* [Problem details]:
Check every line below for the word "styles" and show those that hold it.

-- Begin --

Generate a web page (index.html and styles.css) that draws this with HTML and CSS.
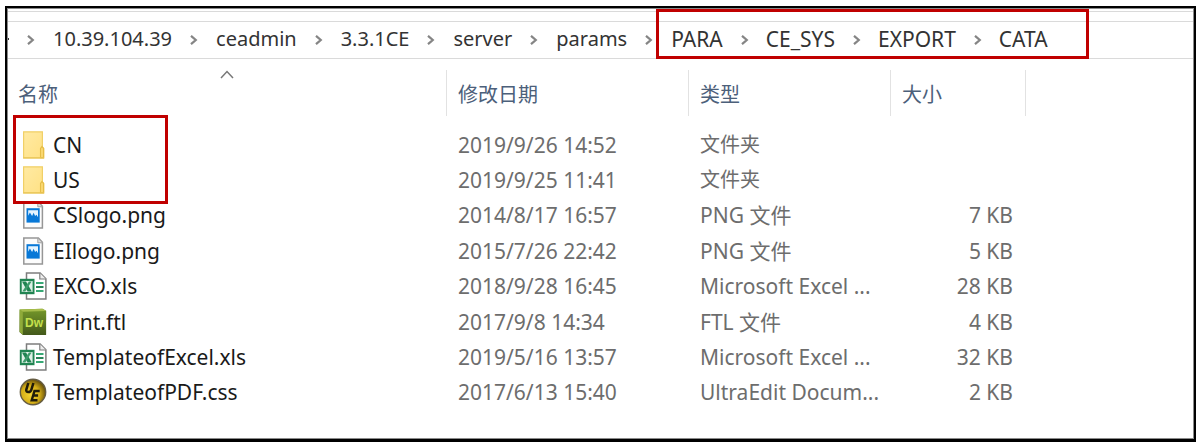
FILE: index.html
```html
<!DOCTYPE html>
<html lang="zh-CN">
<head>
<meta charset="utf-8">
<title>CATA</title>
<link rel="stylesheet" href="styles.css">
</head>
<body>
<svg class="defs" aria-hidden="true">
  <defs>
    <linearGradient id="g-folder" x1="0" y1="0" x2="1" y2="1"><stop offset="0" stop-color="#ffeaa3"/><stop offset="1" stop-color="#ffe184"/></linearGradient>
    <linearGradient id="g-dw" x1="0" y1="0" x2="0" y2="1"><stop offset="0" stop-color="#75982a"/><stop offset="1" stop-color="#43591a"/></linearGradient>
    <radialGradient id="g-ue" cx=".4" cy=".6" r=".65"><stop offset="0" stop-color="#f3d333"/><stop offset=".55" stop-color="#d5ae17"/><stop offset="1" stop-color="#57430a"/></radialGradient>
    <symbol id="chevron" viewBox="0 0 8 10"><path d="M1 .8 5.8 5 1 9.2" fill="none" stroke="#858585" stroke-width="2.2"/></symbol>
    <symbol id="folder" viewBox="0 0 28 28">
      <path d="M4.6.8h18.8v15l1.4 1.6v9.4H4.6z" fill="url(#g-folder)" stroke="#f1d067" stroke-width="1.2"/>
      <path d="M21.6 26.6v-9.2l1.4-1.8 1.4 1.8v9.2z" fill="#ffe07d" stroke="#e6bd47" stroke-width="1.3"/>
      <path d="M4.2 26.9h20.8" stroke="#e9c455" stroke-width="1.2"/>
    </symbol>
    <symbol id="picture" viewBox="0 0 28 28">
      <path d="M4.8.9h14.6l4 4.3v21.9H4.8z" fill="#fcfcfc" stroke="#969696" stroke-width="1.5"/>
      <path d="M18.8 1v4.8h4.8z" fill="#ddd" stroke="#a0a0a0"/>
      <path d="M7.5 7.2h13.2v14.4H7.5z" fill="#0878d7"/>
      <path d="M9.2 9.2h9.8v7l-1.5-2.5-1.4 1.2-1.5-3.1-1.5 3.2-2.2-3.5-1.7 3.2z" fill="#e5f4ff"/>
    </symbol>
    <symbol id="excel" viewBox="0 0 28 28">
      <path d="M7.5.9h13.6l5.8 6v20H7.5z" fill="#fff" stroke="#7d7d7d" stroke-width="1.5"/>
      <path d="M20.8 1v6h6" fill="#eee" stroke="#7d7d7d" stroke-width="1.2"/>
      <path d="M17 11h7.5M17 19h7.5" stroke="#37a875" stroke-width="1.9"/>
      <path d="M17 15h7.5" stroke="#1e7e50" stroke-width="1.9"/>
      <path d="M.8 6.8h14.7v15.4H.8z" fill="#218452"/>
      <path d="M2.7 9h10.9v11H2.7z" fill="#dff0e7"/>
      <path d="M3 9.4h4l5.8 10.2H8.6z" fill="#218452"/>
      <path d="M12.6 9.4H9.9L3.3 19.6h3z" fill="#3d9a6b"/>
    </symbol>
    <symbol id="dreamweaver" viewBox="0 0 28 28">
      <path d="m.5 1.5 23-.8 3.7 2-.1 24.2H3.8L.5 24z" fill="url(#g-dw)"/>
      <path d="m.8 1.6 3 2.2v22.9L.7 24z" fill="#8faa39"/>
      <path d="m.8 1.4 22.7-.6 3.5 2.1-23.2.9z" fill="#a7bd4b"/>
      <text x="6" y="19.3" class="dw-mark">Dw</text>
    </symbol>
    <symbol id="ultraedit" viewBox="0 0 28 28">
      <circle cx="14" cy="14" r="12.7" fill="url(#g-ue)" stroke="#655c42" stroke-width="1.4"/>
      <path d="m9.3 5-2 6.6c-.8 3.2 4.1 3.3 5 .3L14.4 5" fill="none" stroke="#201b0a" stroke-width="2.5"/>
      <path d="M20.7 13h-5.2l-2.8 9.2h5.8M14.3 17.5h4.8" fill="none" stroke="#201b0a" stroke-width="2.4"/>
    </symbol>
  </defs>
</svg>
<main class="window">
  <div class="strip"></div>
  <nav class="address" aria-label="路径">
    <span class="overflow-mark"></span>
    <svg class="sep"><use href="#chevron"/></svg>
    <a href="#">10.39.104.39</a>
    <svg class="sep"><use href="#chevron"/></svg>
    <a href="#">ceadmin</a>
    <svg class="sep"><use href="#chevron"/></svg>
    <a href="#">3.3.1CE</a>
    <svg class="sep"><use href="#chevron"/></svg>
    <a href="#">server</a>
    <svg class="sep"><use href="#chevron"/></svg>
    <a href="#">params</a>
    <svg class="sep"><use href="#chevron"/></svg>
    <div class="marked-path">
      <a href="#">PARA</a>
      <svg class="sep"><use href="#chevron"/></svg>
      <a href="#">CE_SYS</a>
      <svg class="sep"><use href="#chevron"/></svg>
      <a href="#">EXPORT</a>
      <svg class="sep"><use href="#chevron"/></svg>
      <a href="#">CATA</a>
    </div>
  </nav>
  <table class="files">
    <colgroup><col class="col-name"><col class="col-date"><col class="col-type"><col class="col-size"><col></colgroup>
    <thead>
      <tr>
        <th><button type="button">名称<svg class="caret" viewBox="0 0 14 9"><path d="M1 8 7 1.5 13 8" fill="none" stroke="#777" stroke-width="1.5"/></svg></button></th>
        <th><button type="button">修改日期</button></th>
        <th><button type="button">类型</button></th>
        <th><button type="button">大小</button></th>
        <td></td>
      </tr>
    </thead>
    <tbody>
      <tr><td class="marked"><div class="name"><svg><use href="#folder"/></svg>CN</div></td><td>2019/9/26 14:52</td><td class="zh">文件夹</td><td></td><td></td></tr>
      <tr><td><div class="name"><svg><use href="#folder"/></svg>US</div></td><td>2019/9/25 11:41</td><td class="zh">文件夹</td><td></td><td></td></tr>
      <tr><td><div class="name"><svg><use href="#picture"/></svg>CSlogo.png</div></td><td>2014/8/17 16:57</td><td>PNG 文件</td><td class="size">7 KB</td><td></td></tr>
      <tr><td><div class="name"><svg><use href="#picture"/></svg>EIlogo.png</div></td><td>2015/7/26 22:42</td><td>PNG 文件</td><td class="size">5 KB</td><td></td></tr>
      <tr><td><div class="name"><svg><use href="#excel"/></svg>EXCO.xls</div></td><td>2018/9/28 16:45</td><td>Microsoft Excel ...</td><td class="size">28 KB</td><td></td></tr>
      <tr><td><div class="name"><svg><use href="#dreamweaver"/></svg>Print.ftl</div></td><td>2017/9/8 14:34</td><td>FTL 文件</td><td class="size">4 KB</td><td></td></tr>
      <tr><td><div class="name"><svg><use href="#excel"/></svg>TemplateofExcel.xls</div></td><td>2019/5/16 13:57</td><td>Microsoft Excel ...</td><td class="size">32 KB</td><td></td></tr>
      <tr><td><div class="name"><svg><use href="#ultraedit"/></svg>TemplateofPDF.css</div></td><td>2017/6/13 15:40</td><td>UltraEdit Docum...</td><td class="size">2 KB</td><td></td></tr>
    </tbody>
  </table>
</main>
</body>
</html>
```
FILE: styles.css
```css
*, *::before, *::after { box-sizing: border-box; }
body {
  margin: 0;
  padding: 6px 1px 2px 5px;
  min-height: 100vh;
  display: flex;
  background: #fff;
  font: 20px/24px "Noto Sans", "Noto Sans CJK SC", sans-serif;
  color: #1a1a1a;
}
.defs { position: absolute; width: 0; height: 0; }
.dw-mark { font: 700 12px "Liberation Sans", sans-serif; fill: #c4e04d; }
.window {
  flex: 1;
  min-width: 0;
  border: 2px solid #000;
  border-bottom-width: 3px;
  box-shadow: inset 0 0 0 1px #8a8a8a;
}
.strip { height: 14px; margin: 0 1px; padding-top: 3px; border-bottom: 1px solid #dadada; }
.strip::before { content: ""; display: block; height: 1px; background: #dadada; }
.address {
  display: flex;
  align-items: center;
  height: 37px;
  margin: 0 1px;
  padding-bottom: 2px;
  border-bottom: 1px solid #dadada;
  white-space: nowrap;
}
.address a { color: #333; text-decoration: none; }
.overflow-mark { width: 1px; height: 2px; background: #333; }
.sep { flex: none; width: 8px; height: 10px; margin: 2px 18px 0 18px; }
.marked-path { position: relative; display: flex; align-items: center; font-size: 21px; }
.marked-path .sep { margin-right: 17px; }
.marked-path::after {
  content: "";
  position: absolute;
  inset: -18px -41px -8px -15px;
  border: 3px solid #c00000;
  pointer-events: none;
}
.files {
  width: 100%;
  height: 351px;
  table-layout: fixed;
  border-collapse: collapse;
}
.col-name { width: 440px; }
.col-date { width: 242px; }
.col-type { width: 202px; }
.col-size { width: 135px; }
.files td, .files th { padding: 0; text-align: left; font-weight: 400; vertical-align: middle; white-space: nowrap; }
.files thead tr { height: 68px; }
.files th button {
  position: relative;
  display: block;
  width: 100%;
  height: 46px;
  padding: 3px 11px 0;
  border: 0;
  border-right: 1px solid #e2e2e2;
  background: none;
  font: inherit;
  color: #4c607a;
  text-align: left;
}
.caret { position: absolute; top: 0; left: 50%; width: 14px; height: 9px; margin-left: -7px; }
.files tbody td { padding-left: 11px; font-size: 21px; color: #6d6d6d; }
.files tbody td.zh { font-size: 20px; }
.files tbody td.size { padding: 0 13px 0 0; text-align: right; }
.files tbody td .name { display: flex; align-items: center; gap: 6px; padding-left: 1px; color: #1a1a1a; }
.name svg { flex: none; width: 28px; height: 28px; }
.marked { position: relative; }
.marked::after {
  content: "";
  position: absolute;
  top: -12px;
  left: 6px;
  width: 155px;
  height: 89px;
  border: 3px solid #c00000;
  pointer-events: none;
}
```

-- End --

* [Written solution]:
Generate a web page (index.html and styles.css) that draws this with HTML and CSS.
<link rel="stylesheet" href="styles.css">
FILE: styles.css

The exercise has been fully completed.